Introduction to the Bennettitales

the cycadeoids

Syndetocheilic stomata in the anthophytes

The bennettitaleans (note informal name rather than the order-level Bennettitales) were originally mistaken for cycads because of their cycad-like growth form (Figure 10.9). However, the reproductive structures of these plants and syndetocheilic stomata place them soundly in the anthophyte clade.

Bennettitaleans first appear in the Triassic and became extinct toward the end of the Cretaceous. Two major groups are recognized: the cycadeoids with stout trunks and bisporangiate reproductive structures, and relatives of Williamsonia and Williamsoniella, which have slender, branching trunks and either bisporangiate or monosporangiate strobili.

Both groups had woody stems that were heavily armored with persistent leaf bases, much like modern cycads. Both produced entire simple leaves or pinnate foliage (VG 2:3), also like modern cycads. Indeed, the groups differ only in the details of stomatal morphology. This difference, when visible, permits unequivocal segregation of Mesozoic cycad and bennettitalean foliage, such as Nilssonia (VG 2:4). Note that this foliage form genus has also been linked to true cycads. Other foliage-types interpreted as benettitalean include , Anomozamites (VG 2:5) and Zamites (VG 2:6)

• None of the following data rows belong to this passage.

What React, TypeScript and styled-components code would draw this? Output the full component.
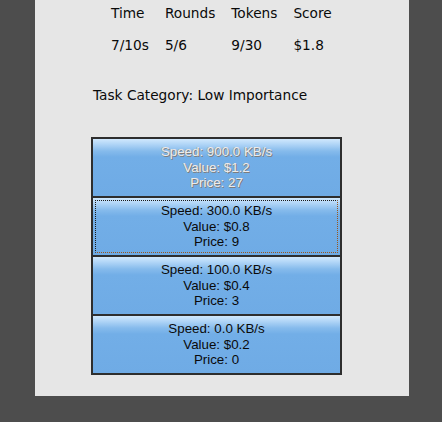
import React from "react";
import styled, { createGlobalStyle } from "styled-components";

const Global = createGlobalStyle`
  html, body { margin: 0; padding: 0; background: #4d4d4d; }
  * { box-sizing: border-box; }
`;

const Panel = styled.div`
  width: 374px;
  height: 396px;
  margin-left: 35px;
  background: #e6e6e6;
  padding: 5px 0 0 56px;
  font-family: "DejaVu Sans", Verdana, sans-serif;
  font-size: 13.7px;
  line-height: 16px;
  color: #0a0a0a;
`;

const Stats = styled.div`
  display: grid;
  grid-template-columns: repeat(4, auto);
  column-gap: 16px;
  row-gap: 16px;
  justify-content: start;
  margin-left: 20px;
`;

const Cell = styled.div`
  white-space: nowrap;
`;

const Category = styled.div`
  margin: 34px 0 0 2px;
`;

const List = styled.div`
  margin-top: 34px;
  width: 251px;
  border: 1px solid #2e2e2e;
  display: flex;
  flex-direction: column;
`;

const Option = styled.button<{ $focused?: boolean }>`
  position: relative;
  height: 59px;
  width: 100%;
  margin: 0;
  padding: 0;
  border: 1px solid #2e2e2e;
  background: linear-gradient(
    to bottom,
    #d0e8fd 0px,
    #b2d6f7 5px,
    #86bbec 12px,
    #72aee7 18px,
    #6fabe5 100%
  );
  font-family: "Liberation Sans", Arial, sans-serif;
  font-size: 13.333px;
  line-height: 15.6px;
  color: #0a0a0a;
  display: flex;
  flex-direction: column;
  align-items: center;
  justify-content: center;
  cursor: pointer;
  outline: none;

  &:disabled {
    color: #ececec;
    text-shadow: 1px 1px 0 #7d7d7d, -0.5px 0 0 #9a9a9a;
    cursor: default;
  }

  ${(p) =>
    p.$focused &&
    `
    &::after {
      content: "";
      position: absolute;
      inset: 2px;
      border: 1px dotted #1a1a1a;
      border-right-color: #9a561c;
      border-bottom-color: #9a561c;
      pointer-events: none;
    }
  `}
`;

const Line = styled.span`
  display: block;
  white-space: nowrap;
`;

const options = [
  { speed: "900.0", value: "1.2", price: 27, disabled: true },
  { speed: "300.0", value: "0.8", price: 9, focused: true },
  { speed: "100.0", value: "0.4", price: 3 },
  { speed: "0.0", value: "0.2", price: 0 },
];

export default function App() {
  return (
    <>
      <Global />
      <Panel>
        <Stats>
          <Cell>Time</Cell>
          <Cell>Rounds</Cell>
          <Cell>Tokens</Cell>
          <Cell>Score</Cell>
          <Cell>7/10s</Cell>
          <Cell>5/6</Cell>
          <Cell>9/30</Cell>
          <Cell>$1.8</Cell>
        </Stats>
        <Category>Task Category: Low Importance</Category>
        <List>
          {options.map((o) => (
            <Option key={o.speed} disabled={o.disabled} $focused={o.focused}>
              <Line>Speed: {o.speed} KB/s</Line>
              <Line>Value: ${o.value}</Line>
              <Line>Price: {o.price}</Line>
            </Option>
          ))}
        </List>
      </Panel>
    </>
  );
}
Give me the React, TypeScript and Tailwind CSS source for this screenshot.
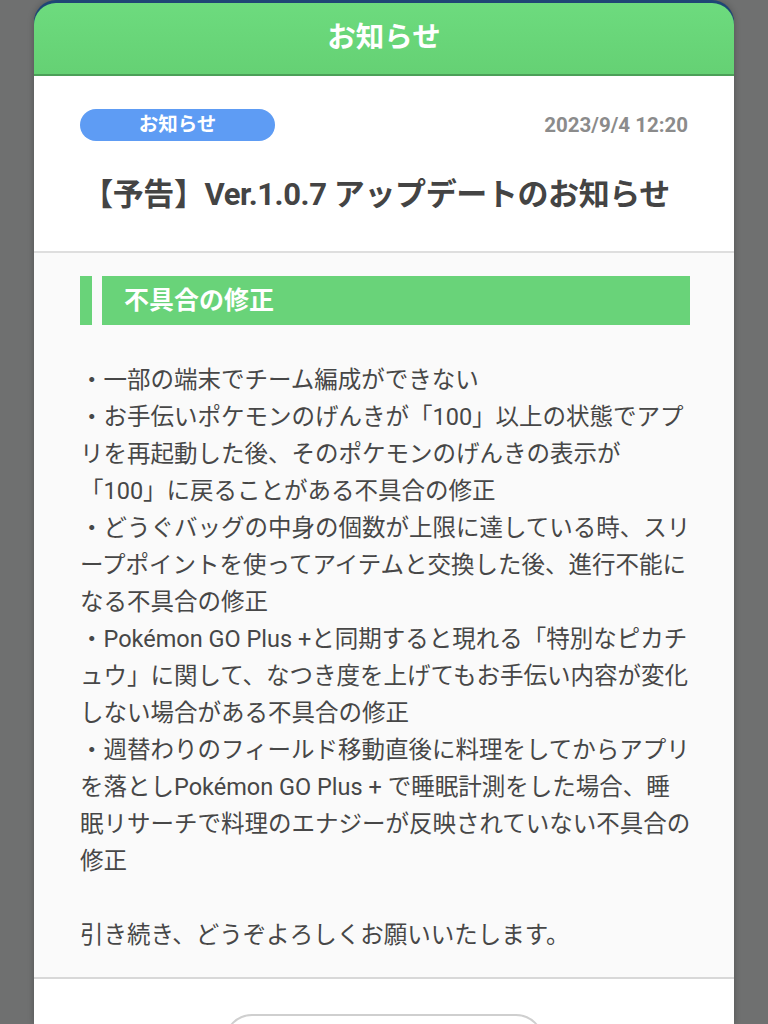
const lines: string[] = [
  "・一部の端末でチーム編成ができない",
  "・お手伝いポケモンのげんきが「100」以上の状態でアプ",
  "リを再起動した後、そのポケモンのげんきの表示が",
  "「100」に戻ることがある不具合の修正",
  "・どうぐバッグの中身の個数が上限に達している時、スリ",
  "ープポイントを使ってアイテムと交換した後、進行不能に",
  "なる不具合の修正",
  "・Pokémon GO Plus +と同期すると現れる「特別なピカチ",
  "ュウ」に関して、なつき度を上げてもお手伝い内容が変化",
  "しない場合がある不具合の修正",
  "・週替わりのフィールド移動直後に料理をしてからアプリ",
  "を落としPokémon GO Plus + で睡眠計測をした場合、睡",
  "眠リサーチで料理のエナジーが反映されていない不具合の",
  "修正",
  "",
  "引き続き、どうぞよろしくお願いいたします。",
];

export default function App() {
  return (
    <div
      className="w-[768px] h-[1024px] overflow-hidden bg-[#6f7070]"
      style={{ fontFamily: "Roboto, 'Noto Sans CJK JP', sans-serif" }}
    >
      <div className="mx-[34px] h-full flex flex-col rounded-t-[22px] bg-[#1f4675] shadow-[0_0_6px_rgba(0,0,0,0.25)]">
        {/* header */}
        <div className="mt-[3px] h-[73px] shrink-0 flex items-center justify-center rounded-t-[22px] bg-gradient-to-b from-[#6ddb7e] to-[#65d174] border-b-2 border-[#4c9f58]">
          <span className="text-white text-[28.5px] font-bold">お知らせ</span>
        </div>

        {/* top info */}
        <div className="bg-white shrink-0 pl-[46px] pr-[46px] pt-[33px] h-[177px] border-b-2 border-[#dedede]">
          <div className="flex items-center justify-between">
            <div className="w-[195px] h-[32px] rounded-full bg-[#5e9cf4] flex items-center justify-center">
              <span className="text-white text-[19.5px] font-bold">お知らせ</span>
            </div>
            <span className="text-[#8b8b8b] text-[20.5px] font-bold">2023/9/4 12:20</span>
          </div>
          <div className="mt-[31px] pr-[16px] text-center text-[#444444] text-[31px] font-bold tracking-[-0.4px] whitespace-nowrap">
            【予告】Ver.1.0.7 アップデートのお知らせ
          </div>
        </div>

        {/* body */}
        <div className="bg-[#fafafa] shrink-0 pl-[46px] pr-[44px] pt-[23px] pb-[23px] border-b-2 border-[#d8d8d8]">
          <div className="flex h-[49px] gap-[10px]">
            <div className="w-[12px] bg-[#69d379]" />
            <div className="flex-1 bg-[#69d379] flex items-center pl-[22px]">
              <span className="text-white text-[25px] font-bold">不具合の修正</span>
            </div>
          </div>
          <div className="mt-[37px] text-[#474747] text-[23.5px] leading-[37px]">
            {lines.map((l, i) => (
              <div key={i} className="whitespace-nowrap h-[37px]">
                {l}
              </div>
            ))}
          </div>
        </div>

        {/* footer */}
        <div className="bg-white flex-1 flex justify-center pt-[35px]">
          <div className="w-[320px] h-[56px] rounded-[28px] border-2 border-[#cfcfcf] bg-white" />
        </div>
      </div>
    </div>
  );
}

At one point, the bennettitaleans were put forward as possible flowering plant ancestors because of their flower-like bisexual reproductive structures (Figure 10.10). In Williamsoniella, for example, ovules alternate with interseminal scales on an ovulate receptacle at the center of several organ whorls (Figure 10.10a). This reminded some workers of the angiosperm carpel; to others, the complex alternation of interseminal scales and ovule-cupule seemed too derived to be the ancestral state of the angiosperm carpel. The next whorl out was occupied by microsporophylls bearing pollen sacs. This, in turn was surrounded by several whorls of bracts that many homologize with petals and sepals in flowering plants.

Figure 10.9: (A) Reconstuction of Williamsonia sewardiana with spirally arranged leaf scars. (B) Cycadeoidea trunk and foliage drawn for comparison of proportions.

Other bennettitaleans bore monosporangiate reproductive structures. Ovulate structures, such as Williamsonia, featured ovulate receptacles, interseminal scales and surrounding bracts, but lacked microsporophylls (Figure 10.10b)(VG 2:7). Pollen organs were composed of a whorl of microsporophylls bearing synangia (Figure 10.10c) (VG 2:8). Note the homoplasy in this character -- bisexual reproductive structures -- that is supposed to be characteristic of the anthophyte clade.

More recently, some phylogenetic studies have concluded that the group is a close relative of the angiosperms along with the gnetophytes and Pentoxylon in a group dubbed the anthophytes. This conclusion about bennettitalean relationships is founded upon a series of shared characteristics, including structure of the xylem (water-conducting cells), pollen-producing structures, pollen shape, and seed development. Though there is not a consensus among evolutionary biologists about the nature of the relationships, the same cluster of plant groups has surfaced in several analyses.

Bennettitalean cones Figure 10.10: Examples of bennettitalean reproductive structures. (A) Williamsoniella bisexual reproductive structure. Note microsporophylls with microsporangia embedded within. (B) Williamsonia ovulate structure. (C) Weltrichia pollen-bearing structure with detail of microsporophyll showing attached synangia.